**Instruction:** Can you transcribe every line exactly and leave the pictures behind?

<<<<

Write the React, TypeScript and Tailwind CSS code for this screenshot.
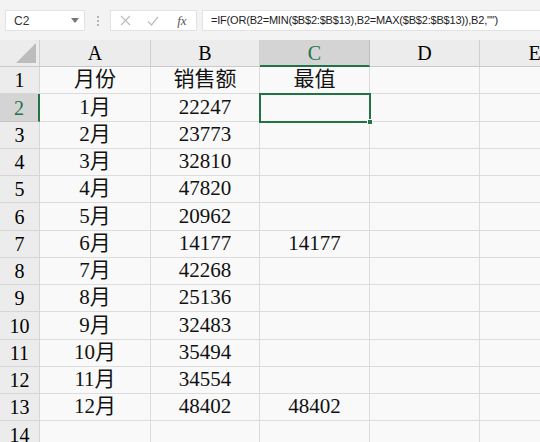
import React from "react";

const cols = [
  { name: "A", w: 111 },
  { name: "B", w: 109 },
  { name: "C", w: 110 },
  { name: "D", w: 110 },
  { name: "E", w: 110 },
];

const rowHeights = [27, 28, 27, 27, 27, 28, 27, 27, 27, 28, 27, 27, 27, 28];

const data: string[][] = [
  ["月份", "销售额", "最值"],
  ["1月", "22247", ""],
  ["2月", "23773", ""],
  ["3月", "32810", ""],
  ["4月", "47820", ""],
  ["5月", "20962", ""],
  ["6月", "14177", "14177"],
  ["7月", "42268", ""],
  ["8月", "25136", ""],
  ["9月", "32483", ""],
  ["10月", "35494", ""],
  ["11月", "34554", ""],
  ["12月", "48402", "48402"],
  ["", "", ""],
];

const serif = { fontFamily: '"Liberation Serif", "Noto Sans CJK SC", serif' };

export default function App() {
  return (
    <div className="w-[540px] h-[442px] overflow-hidden bg-[#f3f3f3] relative">
      {/* formula bar */}
      <div className="h-[40px] flex items-start pt-[10px] pl-[5px] gap-0" style={{ fontFamily: '"Liberation Sans", "Noto Sans CJK SC", sans-serif' }}>
        <div className="w-[80px] h-[21px] bg-white border border-[#e2e2e2] flex items-center justify-between pl-[8px] pr-[5px] text-[12px] text-[#333]">
          <span>C2</span>
          <svg width="8" height="5" viewBox="0 0 8 5"><path d="M0 0 L8 0 L4 5 Z" fill="#777" /></svg>
        </div>
        <div className="w-[25px] h-[21px] flex flex-col items-center justify-center gap-[2px]">
          <span className="w-[2px] h-[2px] bg-[#b5b5b5]" />
          <span className="w-[2px] h-[2px] bg-[#b5b5b5]" />
          <span className="w-[2px] h-[2px] bg-[#b5b5b5]" />
        </div>
        <div className="w-[87px] h-[21px] bg-white border border-[#e2e2e2] flex items-center">
          <div className="w-[29px] flex justify-center">
            <svg width="11" height="11" viewBox="0 0 11 11"><path d="M1 1 L10 10 M10 1 L1 10" stroke="#bdbdbd" strokeWidth="1.2" /></svg>
          </div>
          <div className="w-[29px] flex justify-center">
            <svg width="12" height="10" viewBox="0 0 12 10"><path d="M1 5.5 L4.5 9 L11 1" stroke="#bdbdbd" strokeWidth="1.2" fill="none" /></svg>
          </div>
          <div className="w-[29px] flex justify-center text-[13px] italic text-[#555]" style={serif}>fx</div>
        </div>
        <div className="ml-[5px] flex-1 h-[21px] bg-white border border-[#e2e2e2] border-r-0 flex items-center pl-[8px] text-[11px] tracking-[-0.2px] text-[#222] whitespace-nowrap overflow-hidden">
          =IF(OR(B2=MIN($B$2:$B$13),B2=MAX($B$2:$B$13)),B2,"")
        </div>
      </div>

      {/* header row */}
      <div className="flex h-[27px] bg-[#ececec] border-b border-[#c9c9c9]" style={serif}>
        <div className="w-[40px] shrink-0 border-r border-[#d0d0d0] relative">
          <svg className="absolute right-[3px] bottom-[3px]" width="20" height="20" viewBox="0 0 20 20"><path d="M20 0 L20 20 L0 20 Z" fill="#bcbcbc" /></svg>
        </div>
        {cols.map((c) => (
          <div
            key={c.name}
            style={{ width: c.w }}
            className={
              c.name === "C"
                ? "shrink-0 flex items-center justify-center text-[20px] text-[#217346] bg-[#d4d4d4] border-r border-[#bfbfbf] border-b-2 border-b-[#217346] -mb-px"
                : "shrink-0 flex items-center justify-center text-[20px] text-black border-r border-[#d0d0d0]"
            }
          >
            {c.name}
          </div>
        ))}
      </div>

      {/* data rows */}
      <div className="relative" style={serif}>
        {data.map((row, i) => (
          <div key={i} className="flex" style={{ height: rowHeights[i] }}>
            <div
              className={
                i === 1
                  ? "w-[40px] shrink-0 flex items-center justify-center text-[20px] text-[#217346] bg-[#d4d4d4] border-r-2 border-r-[#217346] border-b border-[#c5c5c5]"
                  : "w-[40px] shrink-0 flex items-center justify-center text-[20px] text-black bg-[#ececec] border-r border-[#c9c9c9] border-b border-[#d6d6d6]"
              }
            >
              {i + 1}
            </div>
            {cols.map((c, j) => (
              <div
                key={c.name}
                style={{ width: c.w }}
                className="shrink-0 flex items-center justify-center text-[21px] text-[#111] bg-[#f9f9f9] border-r border-b border-[#dcdcdc]"
              >
                {row[j] ?? ""}
              </div>
            ))}
          </div>
        ))}
        {/* selection box on C2 */}
        <div className="absolute left-[259px] top-[26px] w-[112px] h-[30px] border-2 border-[#217346] pointer-events-none">
          <div className="absolute right-[-4px] bottom-[-4px] w-[6px] h-[6px] bg-[#217346] border border-white" />
        </div>
      </div>
    </div>
  );
}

>>>>

**Solution to this task:**
Write the React, TypeScript and Tailwind CSS code for this screenshot.
import React from "react";

const cols = [
  { name: "A", w: 111 },
  { name: "B", w: 109 },
  { name: "C", w: 110 },
  { name: "D", w: 110 },
  { name: "E", w: 110 },
];

const rowHeights = [27, 28, 27, 27, 27, 28, 27, 27, 27, 28, 27, 27, 27, 28];

const data: string[][] = [
  ["月份", "销售额", "最值"],
  ["1月", "22247", ""],
  ["2月", "23773", ""],
  ["3月", "32810", ""],
  ["4月", "47820", ""],
  ["5月", "20962", ""],
  ["6月", "14177", "14177"],
  ["7月", "42268", ""],
  ["8月", "25136", ""],
  ["9月", "32483", ""],
  ["10月", "35494", ""],
  ["11月", "34554", ""],
  ["12月", "48402", "48402"],
  ["", "", ""],
];

const serif = { fontFamily: '"Liberation Serif", "Noto Sans CJK SC", serif' };

export default function App() {
  return (
    <div className="w-[540px] h-[442px] overflow-hidden bg-[#f3f3f3] relative">
      {/* formula bar */}
      <div className="h-[40px] flex items-start pt-[10px] pl-[5px] gap-0" style={{ fontFamily: '"Liberation Sans", "Noto Sans CJK SC", sans-serif' }}>
        <div className="w-[80px] h-[21px] bg-white border border-[#e2e2e2] flex items-center justify-between pl-[8px] pr-[5px] text-[12px] text-[#333]">
          <span>C2</span>
          <svg width="8" height="5" viewBox="0 0 8 5"><path d="M0 0 L8 0 L4 5 Z" fill="#777" /></svg>
        </div>
        <div className="w-[25px] h-[21px] flex flex-col items-center justify-center gap-[2px]">
          <span className="w-[2px] h-[2px] bg-[#b5b5b5]" />
          <span className="w-[2px] h-[2px] bg-[#b5b5b5]" />
          <span className="w-[2px] h-[2px] bg-[#b5b5b5]" />
        </div>
        <div className="w-[87px] h-[21px] bg-white border border-[#e2e2e2] flex items-center">
          <div className="w-[29px] flex justify-center">
            <svg width="11" height="11" viewBox="0 0 11 11"><path d="M1 1 L10 10 M10 1 L1 10" stroke="#bdbdbd" strokeWidth="1.2" /></svg>
          </div>
          <div className="w-[29px] flex justify-center">
            <svg width="12" height="10" viewBox="0 0 12 10"><path d="M1 5.5 L4.5 9 L11 1" stroke="#bdbdbd" strokeWidth="1.2" fill="none" /></svg>
          </div>
          <div className="w-[29px] flex justify-center text-[13px] italic text-[#555]" style={serif}>fx</div>
        </div>
        <div className="ml-[5px] flex-1 h-[21px] bg-white border border-[#e2e2e2] border-r-0 flex items-center pl-[8px] text-[11px] tracking-[-0.2px] text-[#222] whitespace-nowrap overflow-hidden">
          =IF(OR(B2=MIN($B$2:$B$13),B2=MAX($B$2:$B$13)),B2,"")
        </div>
      </div>

      {/* header row */}
      <div className="flex h-[27px] bg-[#ececec] border-b border-[#c9c9c9]" style={serif}>
        <div className="w-[40px] shrink-0 border-r border-[#d0d0d0] relative">
          <svg className="absolute right-[3px] bottom-[3px]" width="20" height="20" viewBox="0 0 20 20"><path d="M20 0 L20 20 L0 20 Z" fill="#bcbcbc" /></svg>
        </div>
        {cols.map((c) => (
          <div
            key={c.name}
            style={{ width: c.w }}
            className={
              c.name === "C"
                ? "shrink-0 flex items-center justify-center text-[20px] text-[#217346] bg-[#d4d4d4] border-r border-[#bfbfbf] border-b-2 border-b-[#217346] -mb-px"
                : "shrink-0 flex items-center justify-center text-[20px] text-black border-r border-[#d0d0d0]"
            }
          >
            {c.name}
          </div>
        ))}
      </div>

      {/* data rows */}
      <div className="relative" style={serif}>
        {data.map((row, i) => (
          <div key={i} className="flex" style={{ height: rowHeights[i] }}>
            <div
              className={
                i === 1
                  ? "w-[40px] shrink-0 flex items-center justify-center text-[20px] text-[#217346] bg-[#d4d4d4] border-r-2 border-r-[#217346] border-b border-[#c5c5c5]"
                  : "w-[40px] shrink-0 flex items-center justify-center text-[20px] text-black bg-[#ececec] border-r border-[#c9c9c9] border-b border-[#d6d6d6]"
              }
            >
              {i + 1}
            </div>
            {cols.map((c, j) => (
              <div
                key={c.name}
                style={{ width: c.w }}
                className="shrink-0 flex items-center justify-center text-[21px] text-[#111] bg-[#f9f9f9] border-r border-b border-[#dcdcdc]"
              >
                {row[j] ?? ""}
              </div>
            ))}
          </div>
        ))}
        {/* selection box on C2 */}
        <div className="absolute left-[259px] top-[26px] w-[112px] h-[30px] border-2 border-[#217346] pointer-events-none">
          <div className="absolute right-[-4px] bottom-[-4px] w-[6px] h-[6px] bg-[#217346] border border-white" />
        </div>
      </div>
    </div>
  );
}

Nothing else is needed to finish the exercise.